Pop-ups are annoying! That’s why they have a hard time. But why do you still find them on so many websites? Because they work. If you do it right, even for attracting new newsletter subscribers.
In one study, Sumo looked at 1,754,957,675 different pop-ups. The top 10% of pop-ups achieved a conversion rate of 9.3%. The average conversion rate of all pop-ups was 3.1%.
What exactly is a pop-up?
When you are on a website in the browser and suddenly a new window opens, it is a pop-up window. This new window visually overlays the actual page.
There are three types of browser pop-ups:
- Standalone browser windows (a new tab is opened).

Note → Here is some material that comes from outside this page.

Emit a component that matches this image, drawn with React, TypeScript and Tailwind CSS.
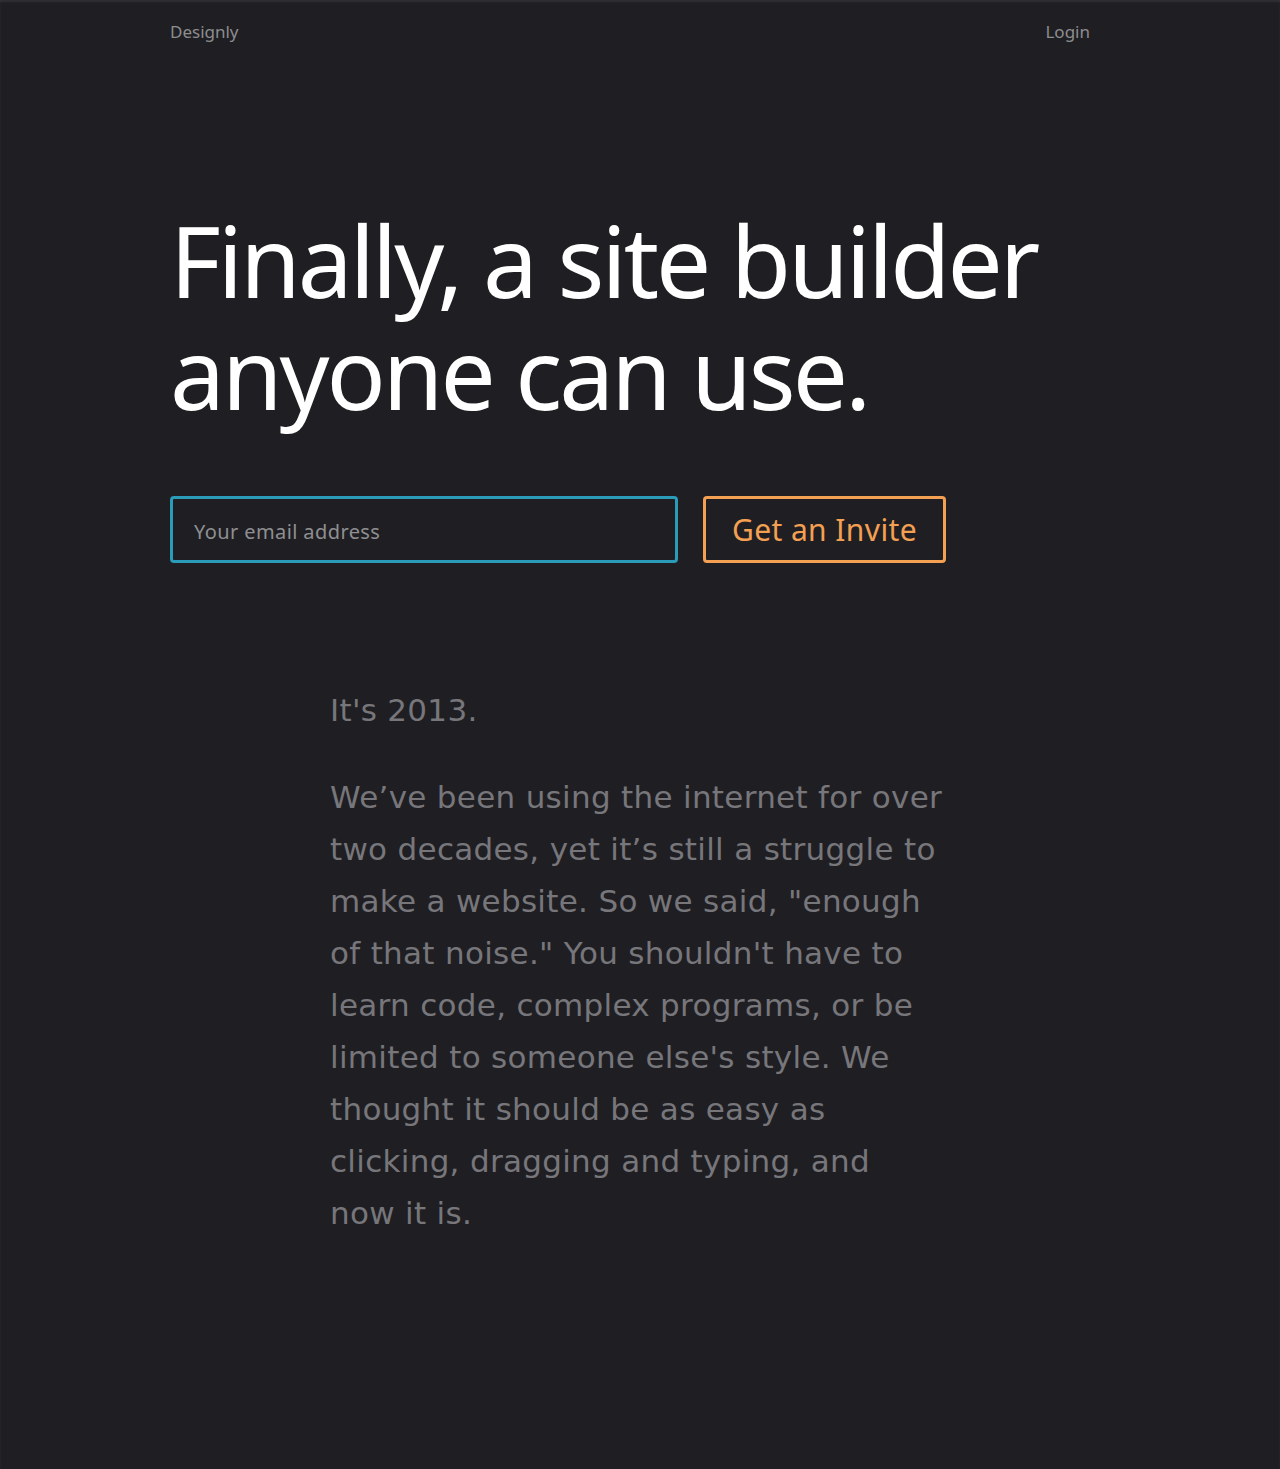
const Header = () => {
    return (
        <header className="ml-[170px] w-[920px] h-[64px] flex items-center justify-between text-[17px] text-[#8d8d90]">
            <a href="#">Designly</a>
            <a href="#">Login</a>
        </header>
    )
}

const App = () => {
    return (
        <div className="min-h-[1469px] bg-[#1f1f23] shadow-[inset_0_2px_2px_rgba(255,255,255,0.08)] font-['Noto_Sans',sans-serif]">
            <Header />

            <section className="ml-[170px] w-[920px] pt-[140px]">
                {/* headline */}
                <h1 className="text-[98px] leading-[112px] tracking-[-3px] text-white">
                    Finally, a site builder
                    <br />
                    anyone can use.
                </h1>

                {/* invite form */}
                <form className="flex gap-[25px] mt-[68px]">
                    <input
                        type="email"
                        placeholder="Your email address"
                        className="w-[508px] h-[67px] border-[3px] border-[#2a9bb9] rounded-[4px] bg-transparent px-[21px] pt-[3px] text-[20px] tracking-[0.4px] text-white placeholder:text-[#8f8f92] outline-none"
                    />
                    <button
                        type="button"
                        className="w-[243px] h-[67px] border-[3px] border-[#f3a052] rounded-[4px] text-[30px] tracking-[0.4px] text-[#f3a052]"
                    >
                        Get an Invite
                    </button>
                </form>
            </section>

            {/* intro copy */}
            <article className="ml-[330px] w-[660px] pt-[121px] font-['DejaVu_Sans',sans-serif] text-[31px] leading-[52px] tracking-[0.3px] text-[#77767b]">
                <p>It's 2013.</p>
                <p className="mt-[35px]">
                    We’ve been using the internet for over
                    <br />
                    two decades, yet it’s still a struggle to
                    <br />
                    make a website. So we said, "enough
                    <br />
                    of that noise." You shouldn't have to
                    <br />
                    learn code, complex programs, or be
                    <br />
                    limited to someone else's style. We
                    <br />
                    thought it should be as easy as
                    <br />
                    clicking, dragging and typing, and
                    <br />
                    now it is.
                </p>
            </article>
        </div>
    )
}

export default App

- Visually independent windows, which are embedded on a page (overlays)
- A browser dialog box (mostly gray)
Nowadays overlays are unmissable in everyday life. They differ in size, positioning, and behavior: Modal overlays visually cover the entire screen and virtually force the attention of the website visitor.
When do pop-ups open?
To open a pop-up, fixed if-then rules are created:
- The user opens a page
- The user leaves a page
- The user clicks a button or hyperlink
- The user moves the mouse over an element
- The User scrolls to a certain point
- The user spends a certain amount of time on the page
- The user uses a certain device
- The user comes from a certain region
- Combination of different conditions
- The user has set a cookie
- and much more
What are pop-ups used for?
The most common use scenarios of pop-ups are:
- Cookie consent management (“cookie banner”)
- Generation of leads (promotion of lead magnets such as newsletters, whitepapers, etc.)
- Promotion of products
- Promotion of other pages (e.g. content)
- Surveys and polls
How can I use pop-ups without being annoying?
In 90% of all cases, pop-ups present an irrelevant offer or are served at an inopportune time. In many cases, the offer and the timing are flawed.
However, if both fit, you will get the visitor to react in a certain way. Even more: it is the most reliable way to trigger the desired action.
The key is intention: users come to a page for a specific reason. Maybe they read the page description in a search engine result page (SERP). Or perhaps they read the text in which the page was linked. This intention is decisive for the page visit. Pop-ups with irrelevant offers are annoying. The primary conversion goal of the page is then not achieved.